— start of Data shown —

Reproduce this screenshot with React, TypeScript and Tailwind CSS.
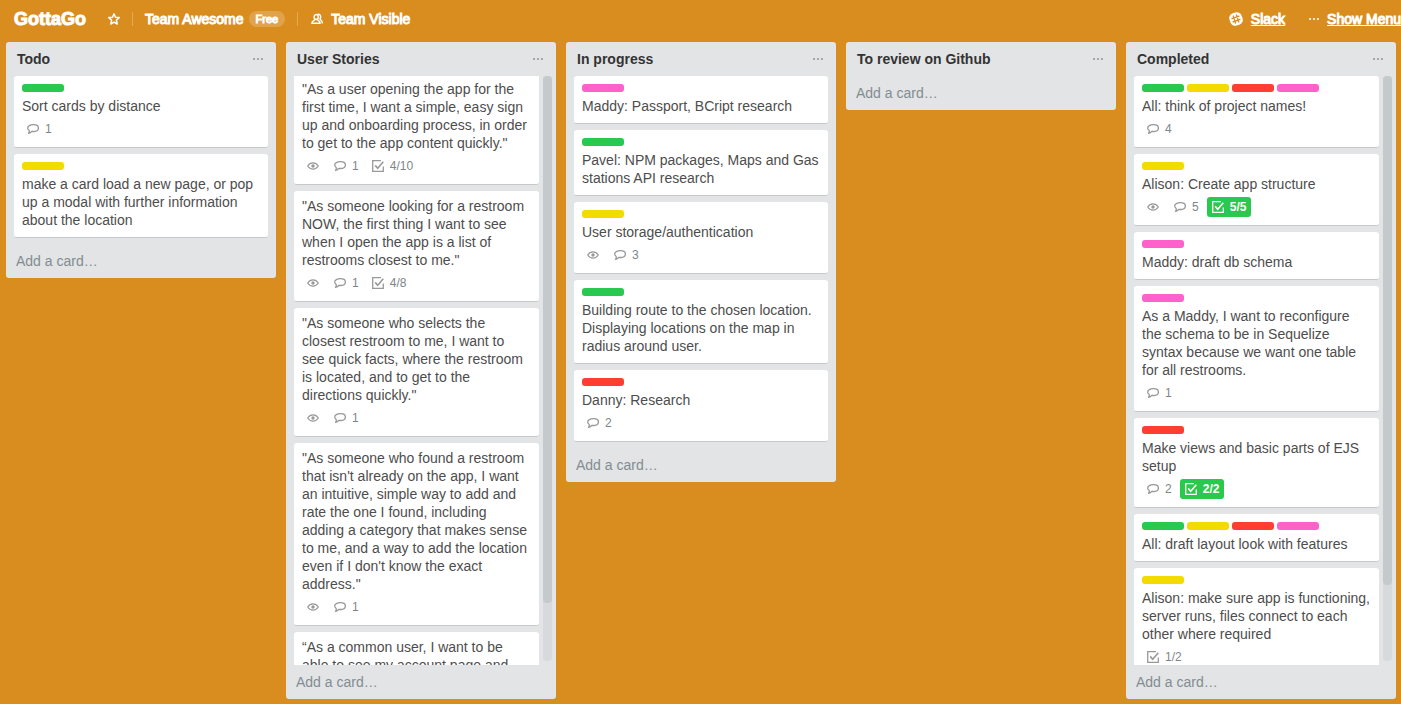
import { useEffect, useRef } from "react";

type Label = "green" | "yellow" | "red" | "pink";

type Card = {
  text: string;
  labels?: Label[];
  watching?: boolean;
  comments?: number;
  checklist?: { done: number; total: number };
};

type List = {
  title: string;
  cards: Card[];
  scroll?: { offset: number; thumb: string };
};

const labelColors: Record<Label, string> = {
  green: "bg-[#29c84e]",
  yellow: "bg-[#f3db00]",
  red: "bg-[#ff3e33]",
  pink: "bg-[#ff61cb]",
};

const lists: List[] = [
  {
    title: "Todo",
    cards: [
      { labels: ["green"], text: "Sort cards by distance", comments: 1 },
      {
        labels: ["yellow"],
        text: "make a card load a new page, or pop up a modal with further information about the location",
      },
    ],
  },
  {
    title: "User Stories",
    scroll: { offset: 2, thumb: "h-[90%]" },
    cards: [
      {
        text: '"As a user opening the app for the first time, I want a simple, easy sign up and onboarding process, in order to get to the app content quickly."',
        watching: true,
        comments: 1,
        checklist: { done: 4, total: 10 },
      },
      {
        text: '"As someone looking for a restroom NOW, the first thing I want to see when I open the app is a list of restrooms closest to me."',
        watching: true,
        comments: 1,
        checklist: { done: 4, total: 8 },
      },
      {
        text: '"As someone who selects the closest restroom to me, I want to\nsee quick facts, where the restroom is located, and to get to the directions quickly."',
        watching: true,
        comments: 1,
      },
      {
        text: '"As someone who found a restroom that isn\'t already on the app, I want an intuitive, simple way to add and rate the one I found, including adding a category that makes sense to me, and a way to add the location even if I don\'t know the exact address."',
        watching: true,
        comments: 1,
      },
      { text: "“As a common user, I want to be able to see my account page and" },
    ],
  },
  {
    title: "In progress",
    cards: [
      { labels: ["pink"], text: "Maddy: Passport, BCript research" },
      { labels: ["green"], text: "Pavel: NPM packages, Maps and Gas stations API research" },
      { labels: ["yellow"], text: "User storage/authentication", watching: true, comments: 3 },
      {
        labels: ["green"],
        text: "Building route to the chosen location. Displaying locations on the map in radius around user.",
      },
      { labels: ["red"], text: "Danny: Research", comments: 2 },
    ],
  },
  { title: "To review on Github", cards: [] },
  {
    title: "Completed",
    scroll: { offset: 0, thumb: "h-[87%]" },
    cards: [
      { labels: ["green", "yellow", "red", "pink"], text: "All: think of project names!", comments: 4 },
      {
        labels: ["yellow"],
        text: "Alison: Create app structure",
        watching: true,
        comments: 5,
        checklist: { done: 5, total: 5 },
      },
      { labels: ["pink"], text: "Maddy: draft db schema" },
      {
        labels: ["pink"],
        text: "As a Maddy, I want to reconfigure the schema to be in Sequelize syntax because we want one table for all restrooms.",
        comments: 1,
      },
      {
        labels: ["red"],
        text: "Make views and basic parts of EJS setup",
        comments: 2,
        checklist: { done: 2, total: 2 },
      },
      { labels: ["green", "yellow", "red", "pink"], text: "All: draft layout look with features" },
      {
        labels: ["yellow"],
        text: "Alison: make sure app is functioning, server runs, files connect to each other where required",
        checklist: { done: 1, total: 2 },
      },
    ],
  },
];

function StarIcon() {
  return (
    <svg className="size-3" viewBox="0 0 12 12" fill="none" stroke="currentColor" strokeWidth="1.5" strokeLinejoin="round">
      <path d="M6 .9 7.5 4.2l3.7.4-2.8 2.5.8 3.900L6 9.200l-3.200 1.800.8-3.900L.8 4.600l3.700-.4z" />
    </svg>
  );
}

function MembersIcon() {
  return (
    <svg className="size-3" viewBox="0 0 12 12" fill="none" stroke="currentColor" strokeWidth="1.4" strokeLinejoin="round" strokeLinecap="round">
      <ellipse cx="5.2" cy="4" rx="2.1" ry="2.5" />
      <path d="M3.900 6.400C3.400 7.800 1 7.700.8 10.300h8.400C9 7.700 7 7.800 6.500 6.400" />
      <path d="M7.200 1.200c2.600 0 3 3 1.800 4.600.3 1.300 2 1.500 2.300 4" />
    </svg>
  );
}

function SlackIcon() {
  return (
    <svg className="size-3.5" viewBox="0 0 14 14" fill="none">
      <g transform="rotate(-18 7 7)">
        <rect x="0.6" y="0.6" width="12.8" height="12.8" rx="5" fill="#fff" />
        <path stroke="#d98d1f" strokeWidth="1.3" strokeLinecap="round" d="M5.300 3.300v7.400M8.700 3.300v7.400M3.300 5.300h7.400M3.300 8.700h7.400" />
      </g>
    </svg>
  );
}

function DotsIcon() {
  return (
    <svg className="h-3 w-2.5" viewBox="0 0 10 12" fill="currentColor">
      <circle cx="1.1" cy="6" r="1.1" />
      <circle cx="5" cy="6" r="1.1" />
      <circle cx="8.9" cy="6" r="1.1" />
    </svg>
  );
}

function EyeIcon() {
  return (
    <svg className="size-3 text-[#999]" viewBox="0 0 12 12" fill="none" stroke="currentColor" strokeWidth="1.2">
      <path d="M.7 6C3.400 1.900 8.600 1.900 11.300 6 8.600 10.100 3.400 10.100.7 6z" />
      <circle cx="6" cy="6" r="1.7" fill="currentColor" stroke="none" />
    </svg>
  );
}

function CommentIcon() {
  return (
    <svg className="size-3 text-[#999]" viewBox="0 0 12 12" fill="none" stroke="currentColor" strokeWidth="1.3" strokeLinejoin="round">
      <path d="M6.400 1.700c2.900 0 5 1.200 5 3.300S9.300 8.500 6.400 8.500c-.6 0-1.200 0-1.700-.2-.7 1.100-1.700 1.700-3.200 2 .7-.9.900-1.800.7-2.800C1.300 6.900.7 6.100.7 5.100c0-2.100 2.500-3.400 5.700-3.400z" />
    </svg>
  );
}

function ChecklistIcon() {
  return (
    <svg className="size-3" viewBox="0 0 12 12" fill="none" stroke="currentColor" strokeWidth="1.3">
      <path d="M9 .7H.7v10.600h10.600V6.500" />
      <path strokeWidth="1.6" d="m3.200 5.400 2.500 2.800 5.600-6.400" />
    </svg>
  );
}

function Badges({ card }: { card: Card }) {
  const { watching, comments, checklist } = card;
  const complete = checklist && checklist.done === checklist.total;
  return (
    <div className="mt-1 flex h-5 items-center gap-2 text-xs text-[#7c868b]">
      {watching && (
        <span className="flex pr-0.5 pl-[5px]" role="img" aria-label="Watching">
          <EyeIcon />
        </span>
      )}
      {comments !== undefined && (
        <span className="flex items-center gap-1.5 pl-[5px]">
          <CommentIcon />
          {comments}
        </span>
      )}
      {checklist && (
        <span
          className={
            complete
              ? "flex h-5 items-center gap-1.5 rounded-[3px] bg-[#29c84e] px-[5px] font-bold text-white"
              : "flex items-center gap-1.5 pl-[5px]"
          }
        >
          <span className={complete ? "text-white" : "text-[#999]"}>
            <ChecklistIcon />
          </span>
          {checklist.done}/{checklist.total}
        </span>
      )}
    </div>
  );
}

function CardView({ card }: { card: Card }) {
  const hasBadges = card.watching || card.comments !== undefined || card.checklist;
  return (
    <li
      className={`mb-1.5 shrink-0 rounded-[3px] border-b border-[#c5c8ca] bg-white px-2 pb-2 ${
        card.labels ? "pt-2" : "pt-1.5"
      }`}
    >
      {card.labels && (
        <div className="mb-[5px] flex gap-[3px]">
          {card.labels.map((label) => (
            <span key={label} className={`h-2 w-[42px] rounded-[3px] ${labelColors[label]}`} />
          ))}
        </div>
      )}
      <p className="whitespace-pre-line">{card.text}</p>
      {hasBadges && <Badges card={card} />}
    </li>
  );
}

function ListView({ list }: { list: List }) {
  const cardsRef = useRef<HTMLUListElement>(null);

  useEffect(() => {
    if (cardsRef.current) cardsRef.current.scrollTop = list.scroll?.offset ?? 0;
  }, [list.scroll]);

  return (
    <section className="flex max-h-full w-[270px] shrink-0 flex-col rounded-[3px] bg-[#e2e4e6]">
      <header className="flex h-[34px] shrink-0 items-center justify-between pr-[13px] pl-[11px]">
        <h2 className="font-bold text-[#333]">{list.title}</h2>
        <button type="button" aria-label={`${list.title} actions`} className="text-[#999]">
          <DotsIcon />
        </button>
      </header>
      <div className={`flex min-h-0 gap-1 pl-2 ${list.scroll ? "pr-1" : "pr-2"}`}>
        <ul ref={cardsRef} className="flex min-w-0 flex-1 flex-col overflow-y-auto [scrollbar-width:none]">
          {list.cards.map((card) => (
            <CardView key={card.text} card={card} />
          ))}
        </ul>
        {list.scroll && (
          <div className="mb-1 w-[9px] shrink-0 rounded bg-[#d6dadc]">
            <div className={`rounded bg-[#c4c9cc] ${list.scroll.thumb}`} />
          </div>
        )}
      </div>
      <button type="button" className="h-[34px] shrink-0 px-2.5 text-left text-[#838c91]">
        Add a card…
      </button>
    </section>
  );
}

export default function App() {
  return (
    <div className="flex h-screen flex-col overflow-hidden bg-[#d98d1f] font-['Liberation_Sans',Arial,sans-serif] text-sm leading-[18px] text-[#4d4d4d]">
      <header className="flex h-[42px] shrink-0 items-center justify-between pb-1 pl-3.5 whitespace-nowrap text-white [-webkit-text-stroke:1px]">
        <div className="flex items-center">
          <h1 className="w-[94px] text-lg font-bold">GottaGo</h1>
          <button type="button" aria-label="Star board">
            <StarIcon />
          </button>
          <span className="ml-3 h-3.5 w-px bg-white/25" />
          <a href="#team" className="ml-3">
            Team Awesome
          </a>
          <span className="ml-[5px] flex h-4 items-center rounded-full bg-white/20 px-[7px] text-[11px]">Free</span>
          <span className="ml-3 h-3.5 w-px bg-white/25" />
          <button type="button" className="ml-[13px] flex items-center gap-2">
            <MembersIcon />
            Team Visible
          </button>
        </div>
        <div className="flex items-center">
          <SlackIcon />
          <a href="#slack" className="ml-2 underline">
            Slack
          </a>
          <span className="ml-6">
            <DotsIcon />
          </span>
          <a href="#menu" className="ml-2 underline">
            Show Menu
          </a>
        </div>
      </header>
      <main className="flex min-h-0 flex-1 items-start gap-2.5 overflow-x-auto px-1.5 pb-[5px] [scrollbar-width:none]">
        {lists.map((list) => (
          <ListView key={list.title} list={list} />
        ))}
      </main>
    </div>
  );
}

— end of Data shown —

Stated exercise. State the count of lines in the data holding the word "with", adding nothing to it.

Result of the task. 3